Only the lines holding the string "this" are needed. Copy each one.

============

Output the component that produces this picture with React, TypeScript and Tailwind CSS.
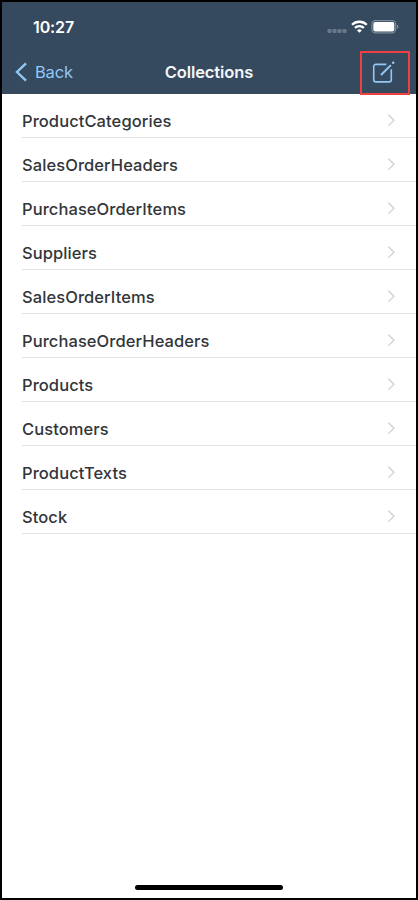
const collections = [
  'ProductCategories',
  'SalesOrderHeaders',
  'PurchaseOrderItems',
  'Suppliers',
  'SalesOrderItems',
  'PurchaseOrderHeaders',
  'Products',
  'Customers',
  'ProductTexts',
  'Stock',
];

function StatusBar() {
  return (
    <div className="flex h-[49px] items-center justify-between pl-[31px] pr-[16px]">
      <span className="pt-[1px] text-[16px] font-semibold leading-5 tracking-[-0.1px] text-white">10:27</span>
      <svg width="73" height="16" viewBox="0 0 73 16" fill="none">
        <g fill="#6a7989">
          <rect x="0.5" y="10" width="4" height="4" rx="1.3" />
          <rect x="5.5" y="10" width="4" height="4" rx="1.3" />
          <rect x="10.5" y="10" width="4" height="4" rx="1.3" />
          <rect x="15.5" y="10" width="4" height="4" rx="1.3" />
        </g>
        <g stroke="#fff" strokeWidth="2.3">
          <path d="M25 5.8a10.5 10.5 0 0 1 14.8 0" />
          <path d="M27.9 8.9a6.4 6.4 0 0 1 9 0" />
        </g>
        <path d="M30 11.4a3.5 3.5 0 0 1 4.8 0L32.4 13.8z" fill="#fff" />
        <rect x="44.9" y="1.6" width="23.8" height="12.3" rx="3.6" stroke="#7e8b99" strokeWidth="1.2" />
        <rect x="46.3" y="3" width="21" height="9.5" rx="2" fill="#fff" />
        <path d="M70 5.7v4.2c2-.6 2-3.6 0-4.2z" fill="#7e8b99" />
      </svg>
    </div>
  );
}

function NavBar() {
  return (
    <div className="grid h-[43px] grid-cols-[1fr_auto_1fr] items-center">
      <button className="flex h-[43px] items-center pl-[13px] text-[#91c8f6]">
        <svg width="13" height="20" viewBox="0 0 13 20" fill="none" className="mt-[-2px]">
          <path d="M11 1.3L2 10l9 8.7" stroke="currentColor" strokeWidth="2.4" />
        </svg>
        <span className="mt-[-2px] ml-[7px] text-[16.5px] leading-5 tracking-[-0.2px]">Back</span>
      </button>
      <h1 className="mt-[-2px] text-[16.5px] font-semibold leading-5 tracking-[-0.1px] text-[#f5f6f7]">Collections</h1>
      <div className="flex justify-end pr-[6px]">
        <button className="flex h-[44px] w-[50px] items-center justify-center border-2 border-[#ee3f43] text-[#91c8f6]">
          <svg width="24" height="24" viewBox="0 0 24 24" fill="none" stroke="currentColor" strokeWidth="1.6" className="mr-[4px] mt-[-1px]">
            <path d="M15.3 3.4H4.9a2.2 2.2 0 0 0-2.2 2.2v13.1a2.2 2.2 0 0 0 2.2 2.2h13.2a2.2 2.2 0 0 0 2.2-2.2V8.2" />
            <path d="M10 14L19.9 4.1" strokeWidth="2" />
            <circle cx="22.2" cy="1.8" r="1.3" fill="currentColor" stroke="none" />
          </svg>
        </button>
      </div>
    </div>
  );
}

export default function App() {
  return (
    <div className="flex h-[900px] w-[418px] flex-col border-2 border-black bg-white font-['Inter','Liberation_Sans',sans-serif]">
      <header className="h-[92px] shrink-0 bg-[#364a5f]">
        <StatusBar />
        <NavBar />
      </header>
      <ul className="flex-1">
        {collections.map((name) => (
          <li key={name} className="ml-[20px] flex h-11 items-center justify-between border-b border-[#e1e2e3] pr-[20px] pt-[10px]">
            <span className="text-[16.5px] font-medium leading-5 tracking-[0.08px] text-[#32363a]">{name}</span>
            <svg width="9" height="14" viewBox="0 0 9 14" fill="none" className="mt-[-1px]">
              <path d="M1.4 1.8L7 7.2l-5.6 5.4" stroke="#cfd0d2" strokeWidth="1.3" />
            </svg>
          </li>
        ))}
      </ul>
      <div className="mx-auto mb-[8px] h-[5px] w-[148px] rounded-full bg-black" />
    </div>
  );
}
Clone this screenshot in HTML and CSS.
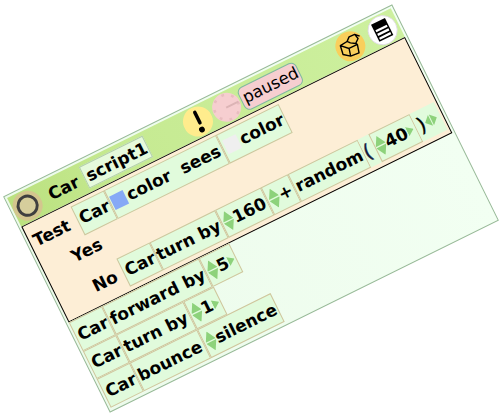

============

§ EXPECTED ANSWER:
Output the component that produces this picture with React, TypeScript and Tailwind CSS.
Clone this screenshot in HTML and CSS.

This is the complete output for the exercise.